The End to Kleencut: Greenpeace embraces Kimberly-Clark

In 2004, Greenpeace launched a campaign called Kleercut.  The target for this action/churn was  Kimberly-Clark, a major paper-goods company.  Among the its well known products are Scott, Cottenelle, and Kleenex.  Clearly the Kleercut is a play on the Kleenex brand.  Greenpeace initiated the campaign to create a specific behavior change—to shame Kimberly-Clark into no longer using old-growth timber, some of which comes from Canada.  In August of 2009, Kimberly-Clark agreed to end using old-growth timber from Canada and to increase its use of recycled materials and environmentally responsible sources.  Both organizations heralded the agreement.

Here is a segment from Kimberly-Clark’s news release on the topic:

Kimberly-Clark Corporation, the maker of Kleenex, Scott and Cottonelle brands, today announced stronger fiber sourcing standards that will increase conservation of forests globally and will make the company a leader for sustainably produced tissue products. Greenpeace, which worked with Kimberly-Clark on its revised standards, announced that it will end its “Kleercut” campaign, which focused on the company and its brands.

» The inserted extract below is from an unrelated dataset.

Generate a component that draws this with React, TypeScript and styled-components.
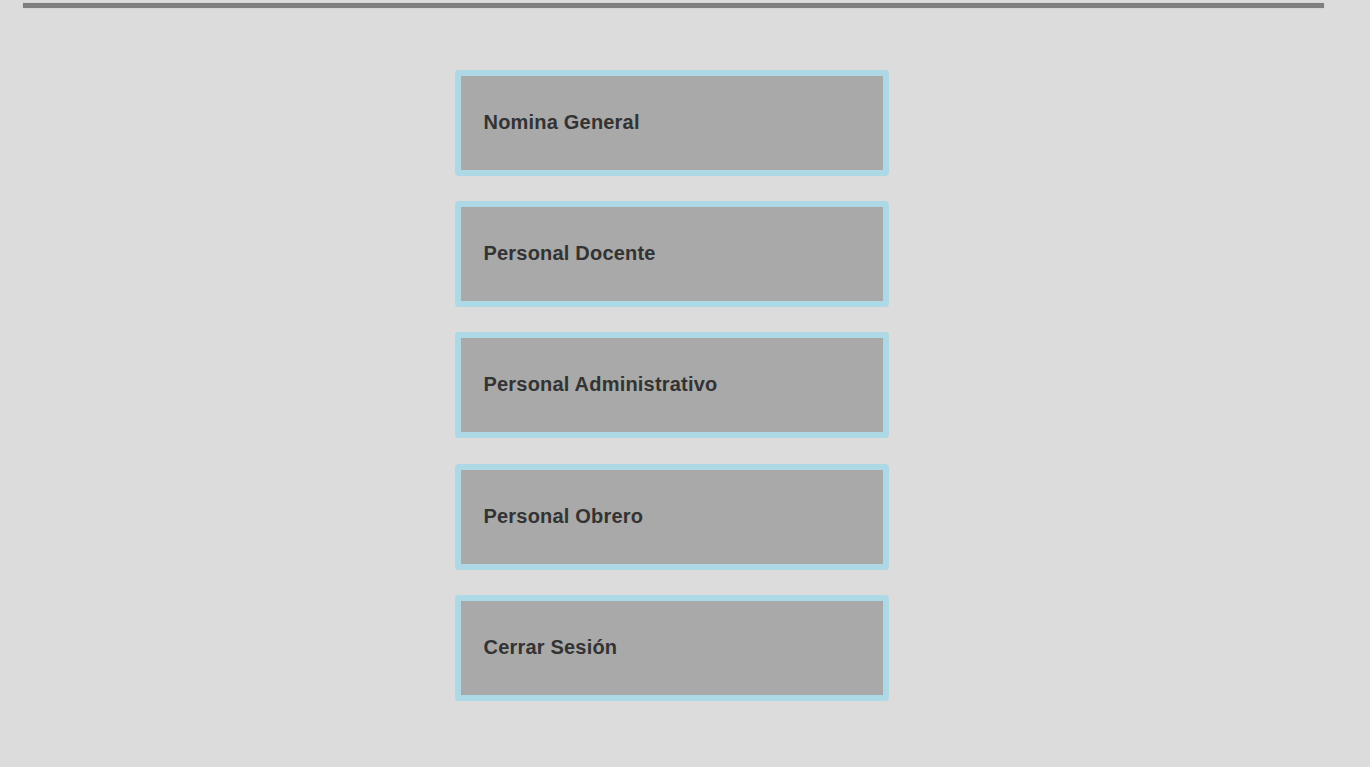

‘We are committed to using environmentally responsible wood fiber and today’s announcement enhances our industry-leading practices in this area,” said Suhas Apte, Kimberly-Clark Vice President of Environment, Energy, Safety, Quality and Sustainability. “It is our belief that certified primary wood fiber and recycled fiber can both be used in an environmentally responsible way and can provide the product performance that customers and consumers expect from our well-known tissue brands. We commend Greenpeace for helping us develop more sustainable standards.’

Kimberly-Clark has set a goal of obtaining 100 percent of the company’s wood fiber for tissue products, including the Kleenex brand, from environmentally responsible sources. The revised standards will enhance the protection of Endangered Forests and increase the use of both Forest Stewardship Council (FSC) certified fiber and recycled fiber. By the end of 2011, Kimberly-Clark will ensure that 40 percent of its North American tissue fiber – representing an estimated 600,000 tonnes – is either recycled or FSC certified, an increase of more than 70 percent over 2007 levels.

‘Today, ancient forests like the Boreal Forest have won,” said Richard Brooks, Greenpeace Canada Forest Campaign Coordinator. “This new relationship between Kimberly-Clark and Greenpeace will promote forest conservation, responsible forest management, and recycled fiber as far and wide as possible.’

Also by the end of 2011, Kimberly-Clark will eliminate the purchase of any fiber from the Canadian Boreal Forest that is not FSC certified. This forest is North America’s largest old growth forest, providing habitat for threatened wildlife such as woodland caribou and a sanctuary for more than one billion migratory birds. It is also the largest terrestrial storehouse of carbon on the planet, storing the equivalent of 27 years worth of global greenhouse gas emissions.”


With the policy change, Kimberly-Clark moves to a strong position on sustainability.  In fact, they could now position themselves as sustainability leader in the paper-good industry.  On a lighter note, Kimberly-Clark noted toilet paper would not be made from 100% recycled material because that would be too harsh for the US market.  (Americans like the soft toilet paper).

Notice the campaign began in 2004 so it ran for nearly five years before there was a change.  A centerpiece of the campaign was a web site,  The web site contained information about the issue and ways people could become involved.  The involvement included action packs for creating your own campaign.  The action packs contain background information on the issue and plenty of public relations advice.  Section included how to get media attention, how to stage street theater, and preparing for media interviews.  Entries included titles such as Kimberly-Clark Declared Greenwasher by Ethical Corporation Magazine and Greenpeace Report: Kimberly-Clark’s Failed Policies Devastate Forest, “A new Greenpeace report reveals that Kimberly-Clark devastated Ontario’s Kenogami Forest while promoting itself as a leader in environmental and social responsibility.”


The home page for Kleercut site now explains the agreement and ends this message: “Please join us in thanking Kimberly-Clark for supporting conservation of the Boreal Forest by sending its CEO a congratulations email.” 

Questions to Consider

  1.  How does this case illustrate utility of stakeholder churn and the exercise of power by activists?
  2. What role did public relations play in creating power for Greenpeace and placing pressure on Kimberly-Clark to change?
  3. How does this case illustrate the Excellence dialectic for corporations and activists (Chapter 5)?
  4. Why might it have taken over four years to reach an agreement?
  5. Why is it important that the announcement was made jointly by Kimberly-Clark and Greenpeace?
  6. From Greenpeace’s perspective, how would you measure success in this campaign (Chapter 4)?
  7. How will the action help Kimberly-Clark with its CSR and its reputation?
  8. How might this action influence other companies in the paper-goods business?
  9. How did each side “win” with the policy change?
  10. How does the case illustrate globalization’s effect on public relations?